_Given data_

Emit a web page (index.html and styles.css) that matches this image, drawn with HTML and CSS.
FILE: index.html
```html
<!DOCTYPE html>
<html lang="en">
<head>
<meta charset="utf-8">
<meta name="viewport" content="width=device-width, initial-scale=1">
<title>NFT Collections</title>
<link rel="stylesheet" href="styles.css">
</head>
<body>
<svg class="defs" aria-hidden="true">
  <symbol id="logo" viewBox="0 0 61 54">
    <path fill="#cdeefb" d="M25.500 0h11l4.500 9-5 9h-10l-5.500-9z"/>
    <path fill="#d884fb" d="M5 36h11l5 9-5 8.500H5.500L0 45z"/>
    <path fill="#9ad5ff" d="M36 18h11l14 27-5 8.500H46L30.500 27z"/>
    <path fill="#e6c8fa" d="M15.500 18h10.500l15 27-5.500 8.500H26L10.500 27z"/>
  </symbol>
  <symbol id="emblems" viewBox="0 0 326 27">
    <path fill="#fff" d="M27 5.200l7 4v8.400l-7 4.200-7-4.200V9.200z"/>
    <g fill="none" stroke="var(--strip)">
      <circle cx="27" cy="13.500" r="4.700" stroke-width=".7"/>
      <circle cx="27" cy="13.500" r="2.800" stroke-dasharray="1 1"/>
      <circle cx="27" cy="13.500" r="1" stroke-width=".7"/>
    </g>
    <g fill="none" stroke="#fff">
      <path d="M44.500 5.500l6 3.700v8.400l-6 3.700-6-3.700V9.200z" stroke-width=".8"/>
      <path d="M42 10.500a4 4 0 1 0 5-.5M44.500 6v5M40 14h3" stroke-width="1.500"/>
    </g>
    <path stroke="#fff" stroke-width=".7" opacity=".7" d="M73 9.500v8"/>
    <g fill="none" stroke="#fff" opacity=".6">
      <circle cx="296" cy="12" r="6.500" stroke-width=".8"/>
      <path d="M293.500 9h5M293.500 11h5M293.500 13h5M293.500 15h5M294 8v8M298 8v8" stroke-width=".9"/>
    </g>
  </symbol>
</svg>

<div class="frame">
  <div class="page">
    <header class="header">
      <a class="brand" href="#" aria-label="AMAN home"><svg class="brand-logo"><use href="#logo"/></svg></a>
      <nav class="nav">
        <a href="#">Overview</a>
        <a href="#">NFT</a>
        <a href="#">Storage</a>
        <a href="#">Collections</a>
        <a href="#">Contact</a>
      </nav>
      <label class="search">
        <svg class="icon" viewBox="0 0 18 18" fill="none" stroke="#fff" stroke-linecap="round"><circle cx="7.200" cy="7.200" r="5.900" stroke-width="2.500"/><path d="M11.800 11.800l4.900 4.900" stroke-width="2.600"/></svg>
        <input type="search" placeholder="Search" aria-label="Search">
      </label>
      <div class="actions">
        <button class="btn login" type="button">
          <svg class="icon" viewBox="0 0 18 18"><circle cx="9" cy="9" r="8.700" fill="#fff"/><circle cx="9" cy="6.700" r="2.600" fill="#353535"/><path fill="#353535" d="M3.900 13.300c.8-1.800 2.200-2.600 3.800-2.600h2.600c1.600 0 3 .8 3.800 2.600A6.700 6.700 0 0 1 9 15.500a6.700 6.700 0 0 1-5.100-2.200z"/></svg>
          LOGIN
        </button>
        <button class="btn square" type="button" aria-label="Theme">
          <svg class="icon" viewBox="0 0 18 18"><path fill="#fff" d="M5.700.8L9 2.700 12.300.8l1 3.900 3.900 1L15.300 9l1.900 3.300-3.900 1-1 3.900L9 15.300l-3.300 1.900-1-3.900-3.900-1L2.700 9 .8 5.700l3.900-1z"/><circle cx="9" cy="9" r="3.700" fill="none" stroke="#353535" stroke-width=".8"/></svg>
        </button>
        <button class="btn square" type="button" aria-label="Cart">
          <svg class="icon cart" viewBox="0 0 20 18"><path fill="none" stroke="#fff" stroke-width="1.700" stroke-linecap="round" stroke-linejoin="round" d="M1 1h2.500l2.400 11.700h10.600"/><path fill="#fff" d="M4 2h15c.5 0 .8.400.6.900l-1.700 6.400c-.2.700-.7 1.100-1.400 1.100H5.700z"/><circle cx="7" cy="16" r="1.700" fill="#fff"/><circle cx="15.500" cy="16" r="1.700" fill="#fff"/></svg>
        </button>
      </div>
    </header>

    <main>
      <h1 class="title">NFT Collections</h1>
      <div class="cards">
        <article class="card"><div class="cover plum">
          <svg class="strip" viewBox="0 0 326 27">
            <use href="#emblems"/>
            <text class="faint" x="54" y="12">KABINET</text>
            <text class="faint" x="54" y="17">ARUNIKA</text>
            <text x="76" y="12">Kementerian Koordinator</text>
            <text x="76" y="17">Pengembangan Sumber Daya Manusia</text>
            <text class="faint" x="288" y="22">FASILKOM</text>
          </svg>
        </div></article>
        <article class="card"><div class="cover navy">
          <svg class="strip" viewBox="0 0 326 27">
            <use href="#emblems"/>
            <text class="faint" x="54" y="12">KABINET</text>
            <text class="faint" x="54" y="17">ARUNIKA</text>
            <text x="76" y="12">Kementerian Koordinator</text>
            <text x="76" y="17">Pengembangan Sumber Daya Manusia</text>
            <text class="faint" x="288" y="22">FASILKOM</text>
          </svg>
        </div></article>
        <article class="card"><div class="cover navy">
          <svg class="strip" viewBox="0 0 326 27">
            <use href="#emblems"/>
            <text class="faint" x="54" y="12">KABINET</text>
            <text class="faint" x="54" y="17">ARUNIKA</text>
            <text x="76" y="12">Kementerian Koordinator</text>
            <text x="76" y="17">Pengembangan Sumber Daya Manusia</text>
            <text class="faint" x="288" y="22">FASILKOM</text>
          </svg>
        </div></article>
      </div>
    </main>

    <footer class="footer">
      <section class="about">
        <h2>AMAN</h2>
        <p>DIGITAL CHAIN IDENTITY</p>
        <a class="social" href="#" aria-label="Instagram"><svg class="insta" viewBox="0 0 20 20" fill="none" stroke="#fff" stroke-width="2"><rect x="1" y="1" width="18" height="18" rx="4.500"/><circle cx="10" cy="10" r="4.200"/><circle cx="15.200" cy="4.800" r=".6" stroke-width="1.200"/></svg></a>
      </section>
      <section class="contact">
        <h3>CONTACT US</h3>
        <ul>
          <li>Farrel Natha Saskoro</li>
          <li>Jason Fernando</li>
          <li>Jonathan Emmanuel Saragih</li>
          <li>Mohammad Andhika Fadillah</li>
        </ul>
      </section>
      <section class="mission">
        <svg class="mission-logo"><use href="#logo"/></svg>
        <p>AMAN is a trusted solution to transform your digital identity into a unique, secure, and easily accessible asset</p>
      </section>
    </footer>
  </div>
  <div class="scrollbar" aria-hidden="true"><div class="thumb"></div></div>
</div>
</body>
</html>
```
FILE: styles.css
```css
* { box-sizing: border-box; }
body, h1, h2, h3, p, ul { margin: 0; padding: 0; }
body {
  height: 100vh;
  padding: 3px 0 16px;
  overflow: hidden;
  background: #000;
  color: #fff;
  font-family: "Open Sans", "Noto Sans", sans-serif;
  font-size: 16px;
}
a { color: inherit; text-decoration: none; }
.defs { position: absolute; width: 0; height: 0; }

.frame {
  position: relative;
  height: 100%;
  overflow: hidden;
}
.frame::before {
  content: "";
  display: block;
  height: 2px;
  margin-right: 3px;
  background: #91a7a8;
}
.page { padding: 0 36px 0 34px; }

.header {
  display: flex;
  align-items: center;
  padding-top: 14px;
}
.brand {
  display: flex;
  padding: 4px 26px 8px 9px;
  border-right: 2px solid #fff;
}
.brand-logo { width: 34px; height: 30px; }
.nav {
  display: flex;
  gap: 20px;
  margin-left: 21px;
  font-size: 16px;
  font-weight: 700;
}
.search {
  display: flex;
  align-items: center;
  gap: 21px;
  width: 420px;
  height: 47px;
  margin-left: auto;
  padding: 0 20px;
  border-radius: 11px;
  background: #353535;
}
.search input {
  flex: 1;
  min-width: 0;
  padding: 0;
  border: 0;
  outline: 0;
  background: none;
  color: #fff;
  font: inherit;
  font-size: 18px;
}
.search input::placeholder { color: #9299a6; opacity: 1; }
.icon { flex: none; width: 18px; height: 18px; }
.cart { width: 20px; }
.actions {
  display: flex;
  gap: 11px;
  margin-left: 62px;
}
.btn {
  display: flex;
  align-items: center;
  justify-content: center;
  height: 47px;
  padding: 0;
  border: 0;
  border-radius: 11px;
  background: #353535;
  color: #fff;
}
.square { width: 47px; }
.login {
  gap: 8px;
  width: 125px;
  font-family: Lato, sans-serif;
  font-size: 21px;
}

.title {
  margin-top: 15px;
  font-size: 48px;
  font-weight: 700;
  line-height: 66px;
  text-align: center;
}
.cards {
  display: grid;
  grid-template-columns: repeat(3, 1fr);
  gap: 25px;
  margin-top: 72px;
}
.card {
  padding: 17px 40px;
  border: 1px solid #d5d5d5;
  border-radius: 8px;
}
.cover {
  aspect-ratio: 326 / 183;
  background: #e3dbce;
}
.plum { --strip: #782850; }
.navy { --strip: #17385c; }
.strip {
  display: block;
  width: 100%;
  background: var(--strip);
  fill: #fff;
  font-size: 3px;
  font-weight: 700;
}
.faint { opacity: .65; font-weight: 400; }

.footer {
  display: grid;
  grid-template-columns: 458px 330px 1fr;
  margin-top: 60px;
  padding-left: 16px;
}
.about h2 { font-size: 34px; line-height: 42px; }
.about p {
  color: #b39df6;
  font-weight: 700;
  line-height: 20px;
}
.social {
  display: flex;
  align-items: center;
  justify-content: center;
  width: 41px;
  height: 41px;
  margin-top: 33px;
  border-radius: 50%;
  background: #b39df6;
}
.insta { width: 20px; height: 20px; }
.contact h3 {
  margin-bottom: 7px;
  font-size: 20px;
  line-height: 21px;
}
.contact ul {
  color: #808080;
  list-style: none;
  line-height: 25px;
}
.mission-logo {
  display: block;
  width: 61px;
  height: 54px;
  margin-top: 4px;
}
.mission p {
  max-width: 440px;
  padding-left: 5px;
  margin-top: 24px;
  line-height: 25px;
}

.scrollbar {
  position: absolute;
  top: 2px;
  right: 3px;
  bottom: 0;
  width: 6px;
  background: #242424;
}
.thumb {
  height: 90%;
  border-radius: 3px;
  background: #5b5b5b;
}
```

_Goal of the exercise_
Search the preceding listing for the word "page" and pull out every line that holds it.

_Written answer_
Emit a web page (index.html and styles.css) that matches this image, drawn with HTML and CSS.
  <div class="page">
.page { padding: 0 36px 0 34px; }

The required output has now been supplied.